* Objective:
The listing below should be printed exactly, every line of it. Skip the pictures.

* Data lines:
==*==

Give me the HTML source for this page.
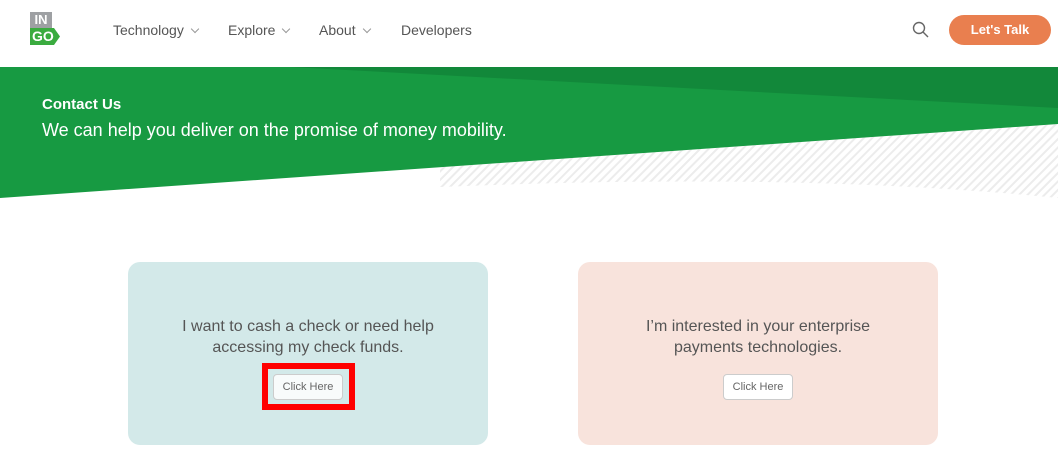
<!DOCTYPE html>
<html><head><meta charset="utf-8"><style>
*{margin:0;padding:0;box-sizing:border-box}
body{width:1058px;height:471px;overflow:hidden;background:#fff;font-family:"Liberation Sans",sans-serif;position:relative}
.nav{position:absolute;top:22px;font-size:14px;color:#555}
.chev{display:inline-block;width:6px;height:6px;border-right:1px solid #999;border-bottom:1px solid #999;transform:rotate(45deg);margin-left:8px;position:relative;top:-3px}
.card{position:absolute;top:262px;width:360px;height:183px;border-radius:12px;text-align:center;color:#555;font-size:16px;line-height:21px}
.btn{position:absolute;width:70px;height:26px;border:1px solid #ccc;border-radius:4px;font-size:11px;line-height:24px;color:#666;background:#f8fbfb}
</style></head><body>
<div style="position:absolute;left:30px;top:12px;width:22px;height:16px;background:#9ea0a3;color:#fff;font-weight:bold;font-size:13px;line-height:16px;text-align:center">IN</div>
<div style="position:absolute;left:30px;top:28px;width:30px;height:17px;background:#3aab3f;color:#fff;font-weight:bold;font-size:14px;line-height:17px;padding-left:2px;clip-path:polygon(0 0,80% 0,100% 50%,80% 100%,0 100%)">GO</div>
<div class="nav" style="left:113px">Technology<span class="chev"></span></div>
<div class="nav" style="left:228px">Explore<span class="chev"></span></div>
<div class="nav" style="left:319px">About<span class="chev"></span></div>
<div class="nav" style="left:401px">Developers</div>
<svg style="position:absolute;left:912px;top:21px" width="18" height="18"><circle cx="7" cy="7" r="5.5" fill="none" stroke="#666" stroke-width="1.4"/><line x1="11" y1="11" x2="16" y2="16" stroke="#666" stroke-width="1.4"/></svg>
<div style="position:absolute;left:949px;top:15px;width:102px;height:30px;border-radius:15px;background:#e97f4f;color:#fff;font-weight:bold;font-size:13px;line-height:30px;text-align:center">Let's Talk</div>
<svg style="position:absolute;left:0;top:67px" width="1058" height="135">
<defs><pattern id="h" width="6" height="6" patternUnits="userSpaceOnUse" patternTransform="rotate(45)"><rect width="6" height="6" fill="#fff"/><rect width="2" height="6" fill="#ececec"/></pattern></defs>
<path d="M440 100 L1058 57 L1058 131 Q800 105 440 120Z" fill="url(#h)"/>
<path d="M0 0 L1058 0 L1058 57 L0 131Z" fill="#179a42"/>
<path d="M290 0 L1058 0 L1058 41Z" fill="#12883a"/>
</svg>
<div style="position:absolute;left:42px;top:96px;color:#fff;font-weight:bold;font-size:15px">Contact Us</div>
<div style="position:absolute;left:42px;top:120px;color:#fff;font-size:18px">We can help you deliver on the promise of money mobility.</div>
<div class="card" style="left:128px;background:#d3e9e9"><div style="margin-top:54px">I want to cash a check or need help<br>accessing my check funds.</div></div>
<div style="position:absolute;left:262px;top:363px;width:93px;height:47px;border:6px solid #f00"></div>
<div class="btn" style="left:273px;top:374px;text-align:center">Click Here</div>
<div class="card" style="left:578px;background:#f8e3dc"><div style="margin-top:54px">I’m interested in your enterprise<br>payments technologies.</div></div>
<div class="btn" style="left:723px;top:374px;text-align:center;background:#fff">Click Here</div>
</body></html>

==*==

* Finished answer:
Give me the HTML source for this page.
<!DOCTYPE html>
<html><head><meta charset="utf-8"><style>
*{margin:0;padding:0;box-sizing:border-box}
body{width:1058px;height:471px;overflow:hidden;background:#fff;font-family:"Liberation Sans",sans-serif;position:relative}
.nav{position:absolute;top:22px;font-size:14px;color:#555}
.chev{display:inline-block;width:6px;height:6px;border-right:1px solid #999;border-bottom:1px solid #999;transform:rotate(45deg);margin-left:8px;position:relative;top:-3px}
.card{position:absolute;top:262px;width:360px;height:183px;border-radius:12px;text-align:center;color:#555;font-size:16px;line-height:21px}
.btn{position:absolute;width:70px;height:26px;border:1px solid #ccc;border-radius:4px;font-size:11px;line-height:24px;color:#666;background:#f8fbfb}
</style></head><body>
<div style="position:absolute;left:30px;top:12px;width:22px;height:16px;background:#9ea0a3;color:#fff;font-weight:bold;font-size:13px;line-height:16px;text-align:center">IN</div>
<div style="position:absolute;left:30px;top:28px;width:30px;height:17px;background:#3aab3f;color:#fff;font-weight:bold;font-size:14px;line-height:17px;padding-left:2px;clip-path:polygon(0 0,80% 0,100% 50%,80% 100%,0 100%)">GO</div>
<div class="nav" style="left:113px">Technology<span class="chev"></span></div>
<div class="nav" style="left:228px">Explore<span class="chev"></span></div>
<div class="nav" style="left:319px">About<span class="chev"></span></div>
<div class="nav" style="left:401px">Developers</div>
<svg style="position:absolute;left:912px;top:21px" width="18" height="18"><circle cx="7" cy="7" r="5.5" fill="none" stroke="#666" stroke-width="1.4"/><line x1="11" y1="11" x2="16" y2="16" stroke="#666" stroke-width="1.4"/></svg>
<div style="position:absolute;left:949px;top:15px;width:102px;height:30px;border-radius:15px;background:#e97f4f;color:#fff;font-weight:bold;font-size:13px;line-height:30px;text-align:center">Let's Talk</div>
<svg style="position:absolute;left:0;top:67px" width="1058" height="135">
<defs><pattern id="h" width="6" height="6" patternUnits="userSpaceOnUse" patternTransform="rotate(45)"><rect width="6" height="6" fill="#fff"/><rect width="2" height="6" fill="#ececec"/></pattern></defs>
<path d="M440 100 L1058 57 L1058 131 Q800 105 440 120Z" fill="url(#h)"/>
<path d="M0 0 L1058 0 L1058 57 L0 131Z" fill="#179a42"/>
<path d="M290 0 L1058 0 L1058 41Z" fill="#12883a"/>
</svg>
<div style="position:absolute;left:42px;top:96px;color:#fff;font-weight:bold;font-size:15px">Contact Us</div>
<div style="position:absolute;left:42px;top:120px;color:#fff;font-size:18px">We can help you deliver on the promise of money mobility.</div>
<div class="card" style="left:128px;background:#d3e9e9"><div style="margin-top:54px">I want to cash a check or need help<br>accessing my check funds.</div></div>
<div style="position:absolute;left:262px;top:363px;width:93px;height:47px;border:6px solid #f00"></div>
<div class="btn" style="left:273px;top:374px;text-align:center">Click Here</div>
<div class="card" style="left:578px;background:#f8e3dc"><div style="margin-top:54px">I’m interested in your enterprise<br>payments technologies.</div></div>
<div class="btn" style="left:723px;top:374px;text-align:center;background:#fff">Click Here</div>
</body></html>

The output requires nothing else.